Although physicians’ clinical decisions serve as the biggest drivers behind the cost of care, hospitals have long been reluctant to take financial accountability. If such accountability is to be transformed from a diffuse fear to a manageable managerial task, institutional engagement with physicians will be a critical next step.
Hospitals have long been reluctant to take financial accountability for the cost of care. Their primary reason, as evidenced by Numerof & Associates’ Sixth Annual State of Population Health Survey Report, is the fear of financial loss.
At the same time, most of those same health care executives also acknowledge that their ability to manage cost at the physician level is not what it should be. Sixty-three percent rated their organization’s ability to manage variation in cost at the physician level as “average” or “worse than average.”
The reason many provider organizations do not have the ability to manage costs generated by physicians is that they have not taken the steps needed to build efficiency and predictability into the clinical decisions their physicians make.
With physicians’ clinical decisions being the biggest drivers behind the cost of care, provider organizations need to engage with physicians to make clinical decision-making more predictable and efficient. Until that happens, their fear of financial loss will be justified.
Fortunately, there are clear ways for health care executives to get a better handle on this key driver of health care costs.
Developing evidence-based care paths is one example. An evidence-based care path that lays out the best next steps for a patient that presents with a certain condition is an excellent way for physicians and executives to collaboratively decide on the lowest-cost course of treatment.

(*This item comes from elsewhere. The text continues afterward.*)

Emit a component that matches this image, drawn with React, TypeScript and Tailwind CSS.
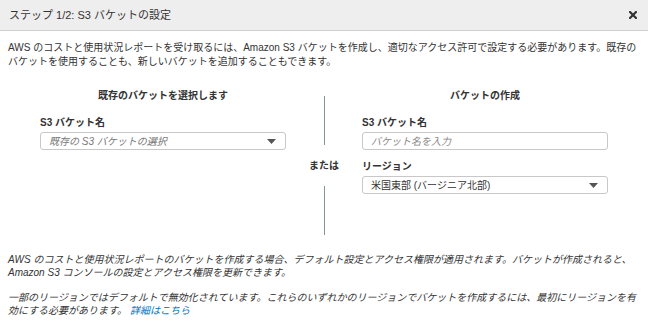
import React from "react";

const font = {
  fontFamily: '"Liberation Sans", "Noto Sans CJK JP", sans-serif',
};

function Caret() {
  return (
    <svg width="9" height="5" viewBox="0 0 9 5" className="flex-none">
      <path d="M0 0 H9 L4.5 5 Z" fill="#555" />
    </svg>
  );
}

function CloseIcon() {
  return (
    <svg width="8" height="8" viewBox="0 0 8 8">
      <path d="M1 1 L7 7 M7 1 L1 7" stroke="#333" strokeWidth="2.2" strokeLinecap="square" />
    </svg>
  );
}

interface SelectBoxProps {
  text: string;
  placeholder?: boolean;
}

function SelectBox({ text, placeholder }: SelectBoxProps) {
  return (
    <div className="flex h-[18px] items-center justify-between rounded-[3px] border border-[#c8c8c8] bg-white pl-[8px] pr-[9px]">
      <span className={placeholder ? "italic text-[#777]" : "text-[#333]"}>{text}</span>
      <Caret />
    </div>
  );
}

function Label({ children }: { children: React.ReactNode }) {
  return <div className="mb-[2px] font-bold leading-[14px] text-[#333]">{children}</div>;
}

export default function App() {
  return (
    <div className="h-[324px] w-[648px] overflow-hidden bg-white text-[10px] text-[#333]" style={font}>
      <header className="flex h-[31px] items-center justify-between border-b border-[#cfcfcf] bg-[#eeeeee] pl-[9px] pr-[11px]">
        <h1 className="text-[11px] text-[#333]">ステップ 1/2: S3 バケットの設定</h1>
        <CloseIcon />
      </header>

      <p className="px-[8px] pt-[10px] leading-[14px]">
        AWS のコストと使用状況レポートを受け取るには、Amazon S3 バケットを作成し、適切なアクセス許可で設定する必要があります。既存のバケットを使用することも、新しいバケットを追加することもできます。
      </p>

      <section className="mt-[20px] flex px-[40px]">
        <div className="w-[246px]">
          <h2 className="mb-[13px] text-center font-bold leading-[14px]">既存のバケットを選択します</h2>
          <Label>S3 バケット名</Label>
          <SelectBox text="既存の S3 バケットの選択" placeholder />
        </div>

        <div className="flex flex-1 flex-col items-center pt-[7px]">
          <div className="h-[49px] w-px bg-[#879596]" />
          <div className="flex h-[41px] items-center font-bold">または</div>
          <div className="h-[49px] w-px bg-[#879596]" />
        </div>

        <div className="w-[246px]">
          <h2 className="mb-[13px] text-center font-bold leading-[14px]">バケットの作成</h2>
          <Label>S3 バケット名</Label>
          <div className="flex h-[18px] items-center rounded-[3px] border border-[#c8c8c8] bg-white pl-[8px] italic text-[#888]">
            バケット名を入力
          </div>
          <div className="mt-[10px]">
            <Label>リージョン</Label>
            <SelectBox text="米国東部 (バージニア北部)" />
          </div>
        </div>
      </section>

      <div className="mt-[18px] px-[8px] italic leading-[13px]">
        <p>
          AWS のコストと使用状況レポートのバケットを作成する場合、デフォルト設定とアクセス権限が適用されます。バケットが作成されると、Amazon S3 コンソールの設定とアクセス権限を更新できます。
        </p>
        <p className="mt-[12px]">
          一部のリージョンではデフォルトで無効化されています。これらのいずれかのリージョンでバケットを作成するには、最初にリージョンを有効にする必要があります。{" "}
          <a className="text-[#0073bb]">詳細はこちら</a>
        </p>
      </div>
    </div>
  );
}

Such care paths are developed by the physician group with the expectation that all clinical staff will use them as guidelines. Care paths are then incorporated into the order entry system, prompting users to provide a rationale when their orders depart from the care path. Physicians are still exercising their clinical judgement in each case, but to the extent that decisions are shaped by the care path, costs can be reduced and quality improved. Data on variation from the care path provide input on its utility and on cost outliers among the physician group.
Data from the Numerof survey indicate that just 51% of respondents said their organization had established standardized care paths for 1 or more high-cost procedures, and just 68% said that order entry systems (eg, computerized provider order entry systems) incorporate care paths and capture exceptions.
Importantly, these underutilized mechanisms also set the stage for the next step in providers’ overarching goal of improving costs and quality. With care paths in place and a system to assess adherence in place, physicians and executives can build a data-based picture of the cost and quality consequences of a care path and on the decisions and outcomes of individual physicians. Only 58% of respondents said their organization already provides at least some physicians with comparative cost and/or quality data, even though insights like these are essential if providers are going to tie payment to outcomes.
Few health care executives would argue with the idea that the institution should bear responsibility for the cost and quality of the care delivered. So, the question is, what gets in the way of implementing these commonsense steps?
The main barrier is cultural—it involves the way executives often think about the physician-hospital relationship. Historically, there has been an unwritten understanding between clinicians and administrators that amounted to, “stay out of my clinical affairs and I’ll continue to bring my patients here and make referrals.” Securing the flow of patient care and referrals has been a key driver of practice acquisition over the past decade.
Yet now that over half of physicians are employees, that unwritten understanding remains in force. Hospital administrators are reluctant to engage with physicians to address issues that touch on clinical decision making. Therein lies the problem: Hospitals can’t possibly expect to be able to control clinical costs, quality, and outcomes without collaboration, standardization, and a redefinition of the physician’s role in the enterprise.
Accountability for cost and quality is, indeed, a critical ingredient for population health management. If such accountability is to be transformed from a diffuse fear that results in paralysis to a manageable managerial task, institutional engagement with physicians will be a critical next step.